A Shi'ite Anthology was written by Allameh Tabatabaei and translated by William Chittick, State University of New York Press. 1981.  
Created by the Prophet Muhammad and his twelve Imams, the Hadith is an ancient and profoundly influential body of religious texts in Shia Muslim literature, second in importance only to the Koran itself.

Texts on the practical aspects of life and pure metaphysics are included in this first English translations of excerpts from the Hadith. Especially selected for the Western reader by the renowned Islamic scholar Tabataba'i, the passages from the hadith shed light on the culture, history, law, and theology of the Shi'ite community and provide direct translations of some of the most famous of Islamic prayers.

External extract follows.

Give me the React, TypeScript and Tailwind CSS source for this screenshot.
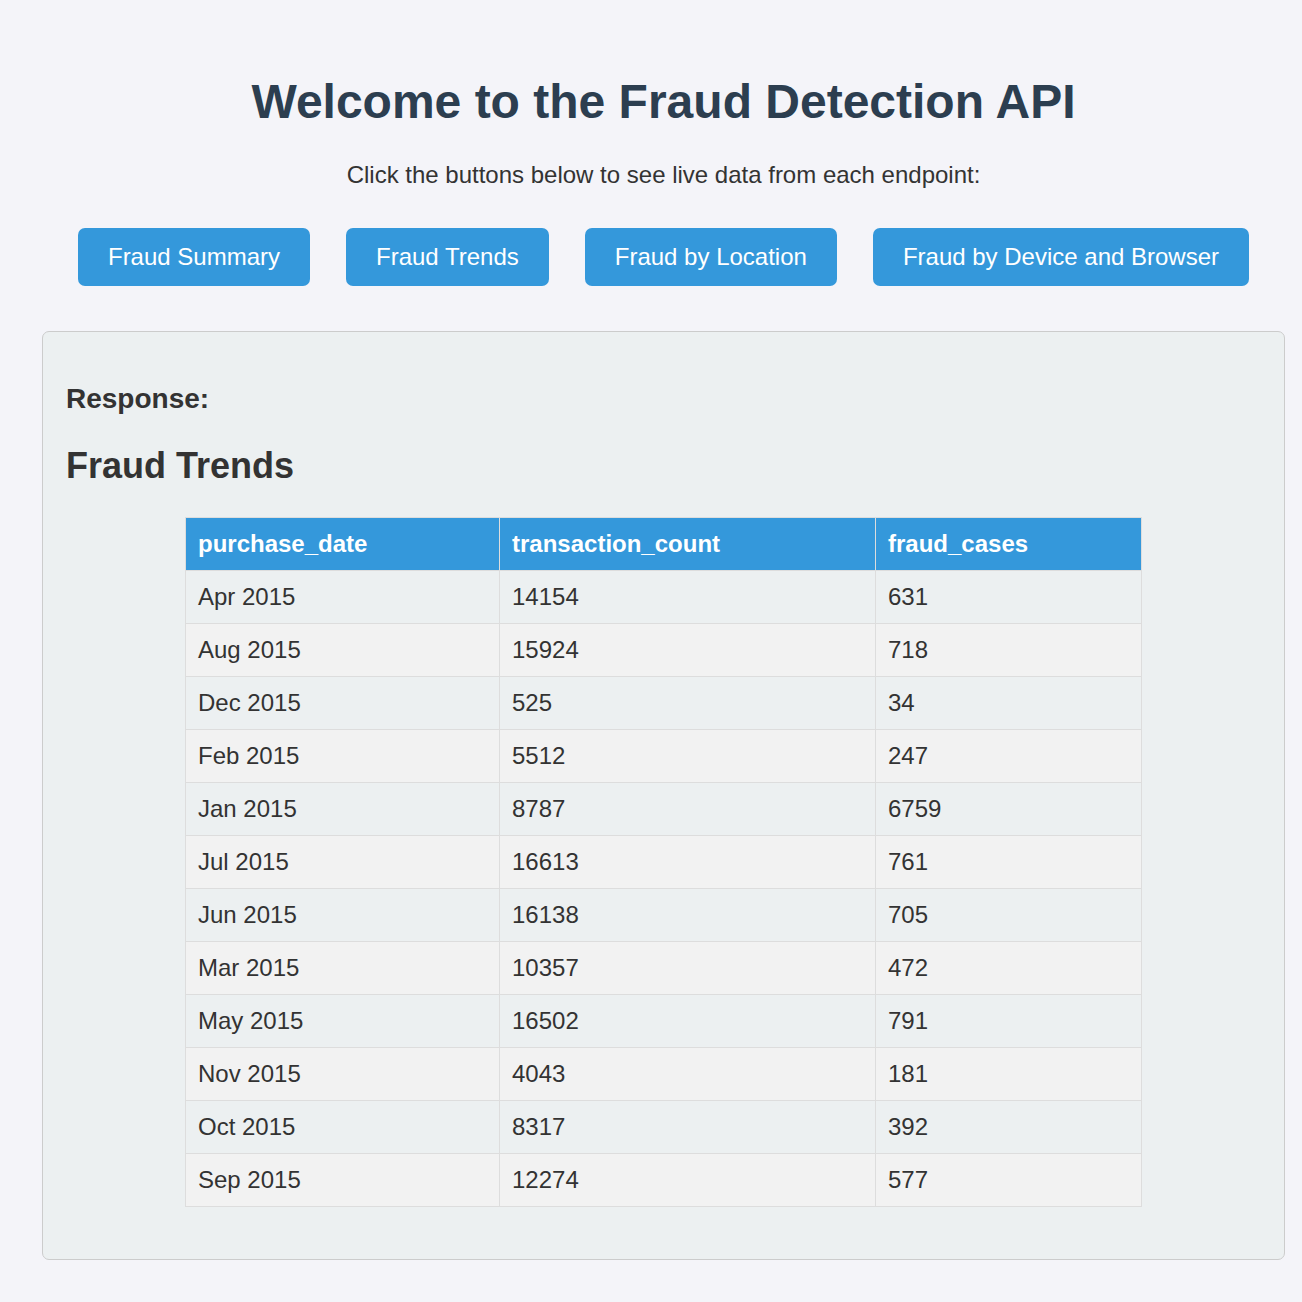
import React from 'react';

const rows = [
  ['Apr 2015', '14154', '631'],
  ['Aug 2015', '15924', '718'],
  ['Dec 2015', '525', '34'],
  ['Feb 2015', '5512', '247'],
  ['Jan 2015', '8787', '6759'],
  ['Jul 2015', '16613', '761'],
  ['Jun 2015', '16138', '705'],
  ['Mar 2015', '10357', '472'],
  ['May 2015', '16502', '791'],
  ['Nov 2015', '4043', '181'],
  ['Oct 2015', '8317', '392'],
  ['Sep 2015', '12274', '577'],
];

const buttons = ['Fraud Summary', 'Fraud Trends', 'Fraud by Location', 'Fraud by Device and Browser'];

export default function App() {
  return (
    <div className="min-h-screen bg-[#f4f4f9] pt-[74px] pb-[43px] text-[#333] font-['Liberation_Sans',Arial,sans-serif]">
      <div className="ml-[42px] w-[1243px]">
        <h1 className="text-center text-[48px] leading-[55px] font-bold text-[#2c3e50]">
          Welcome to the Fraud Detection API
        </h1>
        <p className="mt-[32px] text-center text-[24px] leading-[28px]">
          Click the buttons below to see live data from each endpoint:
        </p>

        <div className="mt-[39px] flex justify-center gap-[36px]">
          {buttons.map((b) => (
            <button
              key={b}
              className="h-[58px] px-[30px] rounded-[7px] bg-[#3498db] text-white text-[24px] leading-[28px]"
            >
              {b}
            </button>
          ))}
        </div>

        <div className="mt-[45px] border border-[#ccc] rounded-[7px] bg-[#ecf0f1] px-[23px] pt-[51px] pb-[52px]">
          <h3 className="text-[28px] leading-[32px] font-bold">Response:</h3>
          <h2 className="mt-[30px] text-[36px] leading-[41px] font-bold">Fraud Trends</h2>

          <table className="mt-[31px] mx-auto w-[957px] border-collapse text-[24px] leading-[28px]">
            <thead>
              <tr className="bg-[#3498db] text-white">
                <th className="w-[314px] h-[53px] border border-[#ddd] pl-[12px] text-left font-bold">purchase_date</th>
                <th className="w-[376px] h-[53px] border border-[#ddd] pl-[12px] text-left font-bold">transaction_count</th>
                <th className="h-[53px] border border-[#ddd] pl-[12px] text-left font-bold">fraud_cases</th>
              </tr>
            </thead>
            <tbody>
              {rows.map((r, i) => (
                <tr key={r[0]} className={i % 2 === 0 ? 'bg-[#ecf0f1]' : 'bg-[#f2f2f2]'}>
                  {r.map((c, j) => (
                    <td key={j} className="h-[53px] border border-[#ddd] pl-[12px]">
                      {c}
                    </td>
                  ))}
                </tr>
              ))}
            </tbody>
          </table>
        </div>
      </div>
    </div>
  );
}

"This volume is particularly pertinent at the present moment, when volcanic eruptions and powerful waves of a political nature associated with the name of Islam in general and Shi'ism in particular have made an authentic knowledge of things Islamic imperative, lest ignorance destroy the very foundations of human society and the relations which make discourse between various nations and religious communities possible."—Seyyed Hossein Nasr

Allamah Sayyed Muhammad Husayn Tabataba'i is the author of many studies in Islamic philosophy. His book Shia Islam, edited by Seyyed Hossein Nasr, was also published by the State University of New York Press.